──────── Raw records

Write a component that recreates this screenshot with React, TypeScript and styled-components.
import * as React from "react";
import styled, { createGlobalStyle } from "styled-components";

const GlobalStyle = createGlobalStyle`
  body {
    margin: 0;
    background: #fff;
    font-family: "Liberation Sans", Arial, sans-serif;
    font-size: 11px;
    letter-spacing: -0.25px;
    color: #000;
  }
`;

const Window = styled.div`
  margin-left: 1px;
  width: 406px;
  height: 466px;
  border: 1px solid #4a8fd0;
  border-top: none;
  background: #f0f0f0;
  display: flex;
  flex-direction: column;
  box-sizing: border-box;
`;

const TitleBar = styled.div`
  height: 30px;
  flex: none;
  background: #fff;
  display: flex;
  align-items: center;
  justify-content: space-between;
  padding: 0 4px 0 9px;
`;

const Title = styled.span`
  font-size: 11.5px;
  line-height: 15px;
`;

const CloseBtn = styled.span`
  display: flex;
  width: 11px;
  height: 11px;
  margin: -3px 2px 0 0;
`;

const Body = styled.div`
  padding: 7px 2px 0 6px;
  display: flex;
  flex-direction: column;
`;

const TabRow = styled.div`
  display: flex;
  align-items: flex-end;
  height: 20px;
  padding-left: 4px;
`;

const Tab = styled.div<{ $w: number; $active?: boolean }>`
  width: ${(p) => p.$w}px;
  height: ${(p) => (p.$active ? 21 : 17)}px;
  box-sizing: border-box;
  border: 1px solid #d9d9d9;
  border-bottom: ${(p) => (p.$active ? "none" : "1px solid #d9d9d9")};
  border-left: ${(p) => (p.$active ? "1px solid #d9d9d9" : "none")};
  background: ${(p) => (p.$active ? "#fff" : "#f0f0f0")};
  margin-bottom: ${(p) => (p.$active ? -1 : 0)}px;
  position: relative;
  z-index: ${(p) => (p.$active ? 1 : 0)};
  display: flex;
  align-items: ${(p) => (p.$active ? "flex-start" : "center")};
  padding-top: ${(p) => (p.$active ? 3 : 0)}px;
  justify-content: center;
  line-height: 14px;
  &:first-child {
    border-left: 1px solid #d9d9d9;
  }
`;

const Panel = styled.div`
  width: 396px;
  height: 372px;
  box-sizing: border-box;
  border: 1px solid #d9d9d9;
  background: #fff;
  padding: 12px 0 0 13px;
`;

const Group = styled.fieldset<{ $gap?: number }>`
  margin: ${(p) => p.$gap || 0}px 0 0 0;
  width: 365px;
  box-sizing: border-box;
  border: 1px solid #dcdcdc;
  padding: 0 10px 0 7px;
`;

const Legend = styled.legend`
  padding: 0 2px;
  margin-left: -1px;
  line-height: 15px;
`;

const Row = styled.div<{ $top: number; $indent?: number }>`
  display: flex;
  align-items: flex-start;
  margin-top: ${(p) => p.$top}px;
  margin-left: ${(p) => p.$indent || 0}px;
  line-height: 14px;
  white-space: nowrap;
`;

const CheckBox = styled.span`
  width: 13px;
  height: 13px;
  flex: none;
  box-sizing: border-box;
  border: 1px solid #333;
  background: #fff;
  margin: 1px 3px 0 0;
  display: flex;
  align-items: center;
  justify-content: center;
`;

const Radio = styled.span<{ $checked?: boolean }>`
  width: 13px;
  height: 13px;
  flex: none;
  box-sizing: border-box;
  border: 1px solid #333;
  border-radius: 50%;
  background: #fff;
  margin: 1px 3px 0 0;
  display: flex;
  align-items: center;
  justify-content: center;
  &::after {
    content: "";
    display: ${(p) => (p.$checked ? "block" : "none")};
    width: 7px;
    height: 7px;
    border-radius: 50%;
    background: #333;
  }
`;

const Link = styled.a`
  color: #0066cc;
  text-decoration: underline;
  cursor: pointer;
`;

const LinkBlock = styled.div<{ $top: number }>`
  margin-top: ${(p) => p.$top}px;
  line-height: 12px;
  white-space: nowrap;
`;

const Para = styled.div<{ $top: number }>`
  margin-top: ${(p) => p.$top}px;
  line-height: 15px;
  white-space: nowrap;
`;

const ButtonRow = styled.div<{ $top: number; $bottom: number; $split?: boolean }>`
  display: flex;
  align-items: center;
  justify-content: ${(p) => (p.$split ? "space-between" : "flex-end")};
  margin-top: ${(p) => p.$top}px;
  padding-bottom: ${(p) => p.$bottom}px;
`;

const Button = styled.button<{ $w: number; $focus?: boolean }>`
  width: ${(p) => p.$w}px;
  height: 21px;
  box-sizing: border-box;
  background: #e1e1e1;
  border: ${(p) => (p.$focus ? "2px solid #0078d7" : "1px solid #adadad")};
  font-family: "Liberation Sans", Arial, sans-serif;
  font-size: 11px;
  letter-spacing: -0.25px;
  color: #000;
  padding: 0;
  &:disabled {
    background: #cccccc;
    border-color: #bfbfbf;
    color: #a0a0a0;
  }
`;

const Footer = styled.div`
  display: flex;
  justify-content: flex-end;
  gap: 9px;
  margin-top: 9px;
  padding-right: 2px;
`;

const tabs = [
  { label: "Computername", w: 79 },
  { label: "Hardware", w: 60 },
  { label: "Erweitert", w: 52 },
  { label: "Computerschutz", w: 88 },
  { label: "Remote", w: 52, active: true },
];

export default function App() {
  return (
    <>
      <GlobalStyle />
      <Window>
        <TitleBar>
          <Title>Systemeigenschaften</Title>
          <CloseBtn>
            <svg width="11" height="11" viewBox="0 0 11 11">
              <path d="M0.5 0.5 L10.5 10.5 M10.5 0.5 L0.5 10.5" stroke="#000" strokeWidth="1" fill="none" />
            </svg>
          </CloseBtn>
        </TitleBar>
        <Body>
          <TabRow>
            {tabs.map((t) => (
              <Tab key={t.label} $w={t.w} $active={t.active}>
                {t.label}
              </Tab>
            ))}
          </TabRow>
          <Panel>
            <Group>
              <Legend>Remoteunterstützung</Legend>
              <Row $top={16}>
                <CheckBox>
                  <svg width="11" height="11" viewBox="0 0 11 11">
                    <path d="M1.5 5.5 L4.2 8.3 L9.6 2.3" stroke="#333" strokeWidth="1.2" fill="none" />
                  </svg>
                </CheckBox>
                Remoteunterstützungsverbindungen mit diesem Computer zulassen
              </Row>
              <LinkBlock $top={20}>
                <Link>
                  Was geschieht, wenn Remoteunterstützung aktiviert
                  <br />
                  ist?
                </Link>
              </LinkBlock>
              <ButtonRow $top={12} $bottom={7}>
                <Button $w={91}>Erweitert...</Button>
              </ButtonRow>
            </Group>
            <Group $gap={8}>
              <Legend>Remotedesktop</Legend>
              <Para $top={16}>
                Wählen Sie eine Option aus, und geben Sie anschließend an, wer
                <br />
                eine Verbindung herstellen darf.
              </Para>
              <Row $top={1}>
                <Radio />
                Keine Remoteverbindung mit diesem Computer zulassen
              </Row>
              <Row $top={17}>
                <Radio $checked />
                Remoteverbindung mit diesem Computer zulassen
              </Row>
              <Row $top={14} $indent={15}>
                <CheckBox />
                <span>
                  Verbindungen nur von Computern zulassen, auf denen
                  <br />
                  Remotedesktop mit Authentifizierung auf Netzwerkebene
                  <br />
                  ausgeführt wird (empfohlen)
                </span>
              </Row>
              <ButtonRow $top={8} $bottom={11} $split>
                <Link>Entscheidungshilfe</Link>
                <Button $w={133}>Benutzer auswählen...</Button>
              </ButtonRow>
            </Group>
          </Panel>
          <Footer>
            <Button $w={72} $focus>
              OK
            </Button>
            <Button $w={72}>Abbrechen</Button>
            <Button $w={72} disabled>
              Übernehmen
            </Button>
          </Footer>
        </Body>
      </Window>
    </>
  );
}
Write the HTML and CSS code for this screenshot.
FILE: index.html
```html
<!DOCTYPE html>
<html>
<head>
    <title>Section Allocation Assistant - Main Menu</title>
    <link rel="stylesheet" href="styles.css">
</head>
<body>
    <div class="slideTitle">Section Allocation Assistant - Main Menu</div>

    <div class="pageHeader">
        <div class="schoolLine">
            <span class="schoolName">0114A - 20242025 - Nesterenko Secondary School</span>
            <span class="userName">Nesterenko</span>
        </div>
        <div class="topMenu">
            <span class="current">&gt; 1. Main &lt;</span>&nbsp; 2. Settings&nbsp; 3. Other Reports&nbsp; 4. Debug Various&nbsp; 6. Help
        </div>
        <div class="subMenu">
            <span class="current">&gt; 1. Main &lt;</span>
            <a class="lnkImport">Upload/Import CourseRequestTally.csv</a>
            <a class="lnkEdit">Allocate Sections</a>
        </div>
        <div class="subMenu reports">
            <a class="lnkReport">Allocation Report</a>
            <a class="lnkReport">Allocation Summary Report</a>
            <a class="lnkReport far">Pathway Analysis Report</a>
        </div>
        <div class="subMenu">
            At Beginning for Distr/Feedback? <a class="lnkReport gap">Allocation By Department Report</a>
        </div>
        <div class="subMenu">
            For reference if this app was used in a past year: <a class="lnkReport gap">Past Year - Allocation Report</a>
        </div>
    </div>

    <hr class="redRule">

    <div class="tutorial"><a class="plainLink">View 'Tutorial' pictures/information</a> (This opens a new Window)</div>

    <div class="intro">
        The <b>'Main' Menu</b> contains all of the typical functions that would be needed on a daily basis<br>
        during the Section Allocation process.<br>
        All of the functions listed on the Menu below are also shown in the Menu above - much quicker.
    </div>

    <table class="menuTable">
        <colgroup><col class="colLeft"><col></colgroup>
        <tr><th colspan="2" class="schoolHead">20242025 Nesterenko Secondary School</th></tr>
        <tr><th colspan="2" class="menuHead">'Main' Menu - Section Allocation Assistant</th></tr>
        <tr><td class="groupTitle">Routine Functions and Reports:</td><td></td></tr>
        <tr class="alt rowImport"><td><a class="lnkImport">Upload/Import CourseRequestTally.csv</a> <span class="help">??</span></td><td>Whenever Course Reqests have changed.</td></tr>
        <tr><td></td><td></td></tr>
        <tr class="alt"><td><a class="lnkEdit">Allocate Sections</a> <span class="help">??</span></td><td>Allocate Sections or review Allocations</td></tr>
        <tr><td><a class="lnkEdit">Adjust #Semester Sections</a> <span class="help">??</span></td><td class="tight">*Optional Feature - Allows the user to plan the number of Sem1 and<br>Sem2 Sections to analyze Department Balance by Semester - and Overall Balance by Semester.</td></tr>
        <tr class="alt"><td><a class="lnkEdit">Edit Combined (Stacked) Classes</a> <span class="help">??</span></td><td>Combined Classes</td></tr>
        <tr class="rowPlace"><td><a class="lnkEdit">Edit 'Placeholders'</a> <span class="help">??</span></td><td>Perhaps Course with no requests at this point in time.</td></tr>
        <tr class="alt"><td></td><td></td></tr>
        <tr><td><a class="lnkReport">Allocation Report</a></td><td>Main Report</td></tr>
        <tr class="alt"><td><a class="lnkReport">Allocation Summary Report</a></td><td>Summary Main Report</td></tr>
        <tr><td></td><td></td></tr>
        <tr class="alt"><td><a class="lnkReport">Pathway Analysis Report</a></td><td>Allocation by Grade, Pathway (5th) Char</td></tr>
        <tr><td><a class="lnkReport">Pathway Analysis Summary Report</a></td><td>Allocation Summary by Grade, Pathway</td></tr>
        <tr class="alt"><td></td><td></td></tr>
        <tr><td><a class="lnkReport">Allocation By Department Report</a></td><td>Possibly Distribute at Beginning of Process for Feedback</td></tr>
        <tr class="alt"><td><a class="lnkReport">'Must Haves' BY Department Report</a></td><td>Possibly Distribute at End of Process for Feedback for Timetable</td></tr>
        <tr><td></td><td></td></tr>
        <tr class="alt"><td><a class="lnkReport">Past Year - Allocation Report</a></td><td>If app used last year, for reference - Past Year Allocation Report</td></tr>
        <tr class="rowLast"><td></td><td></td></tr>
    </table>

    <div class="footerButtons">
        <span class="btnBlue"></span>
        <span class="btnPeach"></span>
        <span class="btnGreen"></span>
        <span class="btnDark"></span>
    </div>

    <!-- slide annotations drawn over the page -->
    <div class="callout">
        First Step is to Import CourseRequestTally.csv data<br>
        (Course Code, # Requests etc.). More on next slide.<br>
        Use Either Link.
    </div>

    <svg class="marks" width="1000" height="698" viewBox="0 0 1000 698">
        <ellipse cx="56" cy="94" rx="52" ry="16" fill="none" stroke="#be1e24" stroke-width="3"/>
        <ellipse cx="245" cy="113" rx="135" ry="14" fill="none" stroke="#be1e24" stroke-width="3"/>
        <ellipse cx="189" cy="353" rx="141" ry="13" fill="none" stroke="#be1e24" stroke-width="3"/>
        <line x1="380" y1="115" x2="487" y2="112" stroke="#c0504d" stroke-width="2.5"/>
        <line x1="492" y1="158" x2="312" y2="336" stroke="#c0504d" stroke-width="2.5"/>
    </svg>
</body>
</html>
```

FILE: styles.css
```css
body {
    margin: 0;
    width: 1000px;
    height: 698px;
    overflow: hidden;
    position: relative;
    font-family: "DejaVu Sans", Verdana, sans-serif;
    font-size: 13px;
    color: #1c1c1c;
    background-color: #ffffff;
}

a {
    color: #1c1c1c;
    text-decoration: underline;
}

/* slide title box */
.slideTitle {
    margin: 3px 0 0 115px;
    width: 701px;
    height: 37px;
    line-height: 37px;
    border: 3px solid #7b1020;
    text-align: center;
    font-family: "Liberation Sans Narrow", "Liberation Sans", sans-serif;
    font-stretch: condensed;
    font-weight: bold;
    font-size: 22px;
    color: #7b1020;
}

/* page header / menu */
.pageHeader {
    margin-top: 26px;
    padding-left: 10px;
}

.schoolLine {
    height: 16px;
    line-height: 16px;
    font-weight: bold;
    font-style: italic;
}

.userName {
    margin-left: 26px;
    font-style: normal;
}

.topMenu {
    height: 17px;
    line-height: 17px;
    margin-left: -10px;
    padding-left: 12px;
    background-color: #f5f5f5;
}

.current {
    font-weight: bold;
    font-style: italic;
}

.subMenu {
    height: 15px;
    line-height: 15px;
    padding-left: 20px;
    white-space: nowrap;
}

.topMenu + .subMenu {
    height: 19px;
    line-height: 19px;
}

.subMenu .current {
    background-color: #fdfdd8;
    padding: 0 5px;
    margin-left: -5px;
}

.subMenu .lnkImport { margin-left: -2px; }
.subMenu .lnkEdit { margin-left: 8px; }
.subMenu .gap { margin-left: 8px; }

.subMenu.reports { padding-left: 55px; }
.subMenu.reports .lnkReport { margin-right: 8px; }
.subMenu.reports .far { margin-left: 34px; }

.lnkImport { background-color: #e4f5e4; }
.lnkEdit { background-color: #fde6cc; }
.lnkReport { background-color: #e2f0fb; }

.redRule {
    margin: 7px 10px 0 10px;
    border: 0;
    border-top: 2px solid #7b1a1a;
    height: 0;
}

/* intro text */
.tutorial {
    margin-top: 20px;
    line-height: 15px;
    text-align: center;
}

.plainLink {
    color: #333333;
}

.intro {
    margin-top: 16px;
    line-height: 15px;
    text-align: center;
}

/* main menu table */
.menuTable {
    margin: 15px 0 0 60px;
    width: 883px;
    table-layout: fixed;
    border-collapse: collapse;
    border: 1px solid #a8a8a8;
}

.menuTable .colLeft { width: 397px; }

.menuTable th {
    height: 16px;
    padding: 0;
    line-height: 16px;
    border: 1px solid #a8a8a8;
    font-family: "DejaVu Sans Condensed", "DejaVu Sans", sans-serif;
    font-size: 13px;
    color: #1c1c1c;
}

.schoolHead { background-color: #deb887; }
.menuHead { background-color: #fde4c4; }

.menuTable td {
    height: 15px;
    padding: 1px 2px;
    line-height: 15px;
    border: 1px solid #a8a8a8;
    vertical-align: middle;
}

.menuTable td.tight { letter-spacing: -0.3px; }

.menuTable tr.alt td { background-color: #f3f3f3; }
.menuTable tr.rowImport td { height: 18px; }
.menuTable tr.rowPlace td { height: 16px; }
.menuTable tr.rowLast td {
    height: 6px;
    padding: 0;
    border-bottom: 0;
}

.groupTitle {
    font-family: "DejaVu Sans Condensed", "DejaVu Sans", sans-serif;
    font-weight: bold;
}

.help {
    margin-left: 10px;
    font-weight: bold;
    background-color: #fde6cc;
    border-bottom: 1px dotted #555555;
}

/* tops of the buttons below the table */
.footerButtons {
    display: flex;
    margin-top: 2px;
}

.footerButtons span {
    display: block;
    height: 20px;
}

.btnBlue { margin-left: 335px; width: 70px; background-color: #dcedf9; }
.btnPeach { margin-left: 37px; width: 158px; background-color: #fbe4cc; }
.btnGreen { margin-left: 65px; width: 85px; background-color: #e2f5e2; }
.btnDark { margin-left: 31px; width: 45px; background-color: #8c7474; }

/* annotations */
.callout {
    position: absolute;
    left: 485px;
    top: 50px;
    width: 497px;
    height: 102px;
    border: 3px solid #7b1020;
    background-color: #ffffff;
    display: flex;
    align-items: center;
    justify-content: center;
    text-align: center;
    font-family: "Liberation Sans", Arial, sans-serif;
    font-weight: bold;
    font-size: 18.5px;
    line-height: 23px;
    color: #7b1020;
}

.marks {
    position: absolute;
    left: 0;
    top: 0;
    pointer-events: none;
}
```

────────────────

Written problem. List each line of the records that holds the string "components".

Task output.
Write a component that recreates this screenshot with React, TypeScript and styled-components.
import styled, { createGlobalStyle } from "styled-components";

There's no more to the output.